Illustration by Sushrut Royyuru

Week 4: When wine worlds collide.

Source: Ben Owen

Sainsbury’s Santa Julia Uco Valley Malbec
Most major stores, £10 as tested

Rating: 4 out of 5.

I know what you are thinking. Three weeks into the column, and I am yet to select a bottle from outside Western Europe. What was sold to you as a first-class viticultural ‘voyage of discovery’ has somehow metamorphosised into a tragic tour of French and Spanish appellations that not even your local Majestic branch is likely to stock.

Before you skim read the rest of the preamble to this week’s selection, though, I do have one or two points in my defence.

Perhaps putting things into perspective might help. It is, for example, easy to forget that alone, Languedoc-Roussillon (the southern slither of France from where Weekend Two’s Gaillac hails) produces more wine than the entirety of Chile and New Zealand combined. In mathematical terms, we are talking some 1.8 billion bottles per year. 1.8 billion – minus those which I can get through, naturally. Alongside the sheer selection of blends on sale in the UK from what wine drinkers affectionately call the ‘Old World’, it only felt right to start close to home.

Rules are, however, made to be broken. Swapping Mediterranean sun for the foothills of the Argentine Andes, Week Four is the New World’s revenge, and the chance for the Santa Julia Uco Valley Malbec to bask in the limelight.

I should get straight to the point by addressing the elephant in the room: the price. At £10 per bottle this is by no means a cheap pick, sitting right at the limit of The Weekend Wine List’s budget. Granted, strategic shopping when the supermarkets run their next gauntlet of offers will save a pound or two. Yet even after reductions this Argentine wine will still have big boots to fill indeed, especially when placed alongside such scandalously good value reds as Weekend One’s Tarima Monastrell.

If you happened across the Malbec in the drinks aisle, then, it would be that kind of bottle which weighs heavy in the hand as you deliberate whether the contents merit parting with a tenner. Following a few seconds’ pause during which you put that asking price into real terms (several pints at the college bar, two lesser wines, a trip to Nando’s…), rational gut instinct dictates that you should ashamedly restore the bottle to its rightful place and go for something else instead.
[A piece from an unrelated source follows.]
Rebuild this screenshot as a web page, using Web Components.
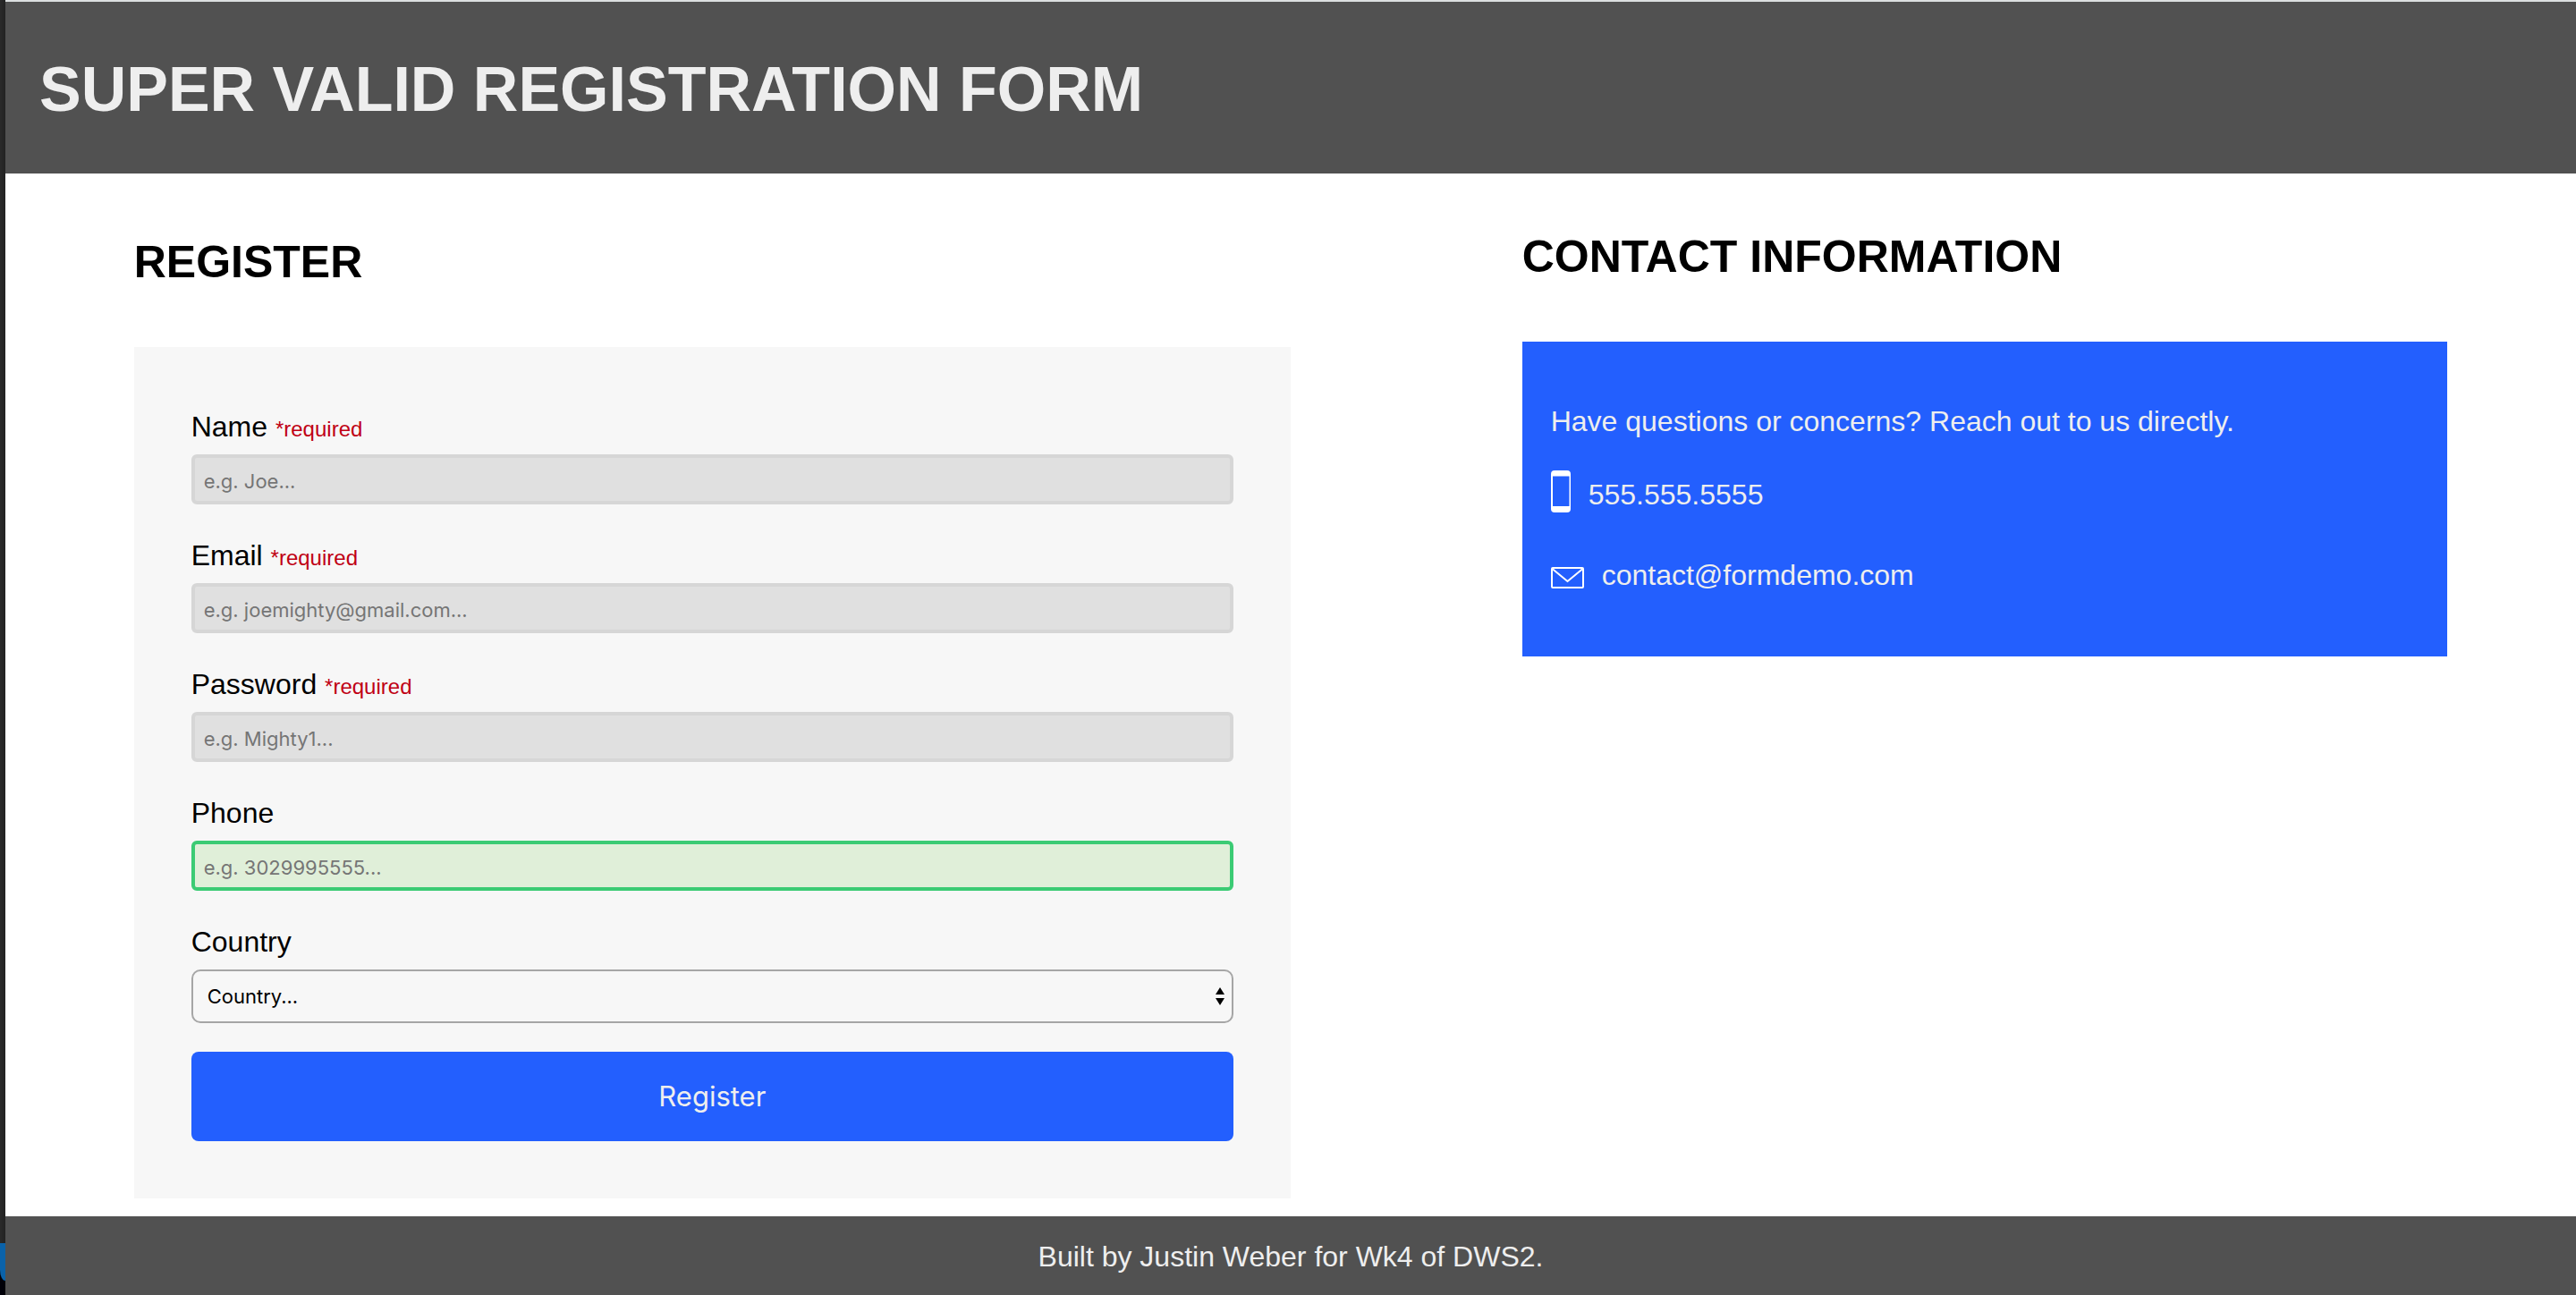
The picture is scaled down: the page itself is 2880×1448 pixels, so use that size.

Of course, the very fact that I’m writing this article means I did not listen to reason. That would have been far too responsible for such a hardened wine drinker.

But the leap of faith mercifully paid off. Never has following one’s heart tasted so good.

A large part of what justifies this particular red’s price can be found in its very name: the acclaimed Valle de Uco status and the exceptional growing conditions it represents. At the subalpine altitudes in which almost all of this subregion’s vineyards lie, grape plants have to fight for their survival in a way unbeknown to their lazier counterparts from the less hilly parts of France. The stratified air then combines with dramatically changeable weather conditions and fertile soils in order to produce wines that, in the words of my favourite wine book, “can finesse while retaining their acidity.”

In this light, it is no wonder that many critics place the Valle de Uco at the pinnacle of Argentine viticultural offerings. Bar one or two Gamays from Savoie and Garnacha-based Priorats, very few blends from the Old Continent can rival such high-altitude credentials at this price point.

The vines that eventually find their way into Santa Julia’s offerings are thankfully no exception to this overview, and it really shows in the quality of the stuff. The Malbec’s aroma alone is bold yet exquisitely balanced, expressing hints of pomegranate, pine forest, and pistachio ice cream that offer the perfect invitation to down a glass or two.

On the palate, smooth is the name of the game. In its immediate and sensual roundness that still maintains an acidic back note, the wine is not too dissimilar to a young Saint-Emilion Merlot: sophisticated, elegant, and a certified crowd-pleaser. The absence of oak tones typical to French Malbecs from Cahors is clear, but the muted cranberry tang Argentina’s blend leaves in their place affords a freshness and vibrancy that I found to be a refreshing change. As the drinking experience finally meanders towards its conclusion, look out for a lingering aftertaste whose persistent evocation of sweet dark fruits leans towards good exemplars from the southern Rhône valley.

If you are looking for a pairing to roast beef, chilli con carne, or any other flavoursome red meat dish, this expression of Mendoza’s Valle de Uco subregion makes a worthy case – both as the perfect accompaniment, and as a representation of New World wine at its most expressive best.

Just be sure to keep an eye on your glass count. 14.5% means this is not a drink for the faint hearted.

Any facts included are sourced from The Concise Guide to Wine and Blind Tasting, by Neel L Burton.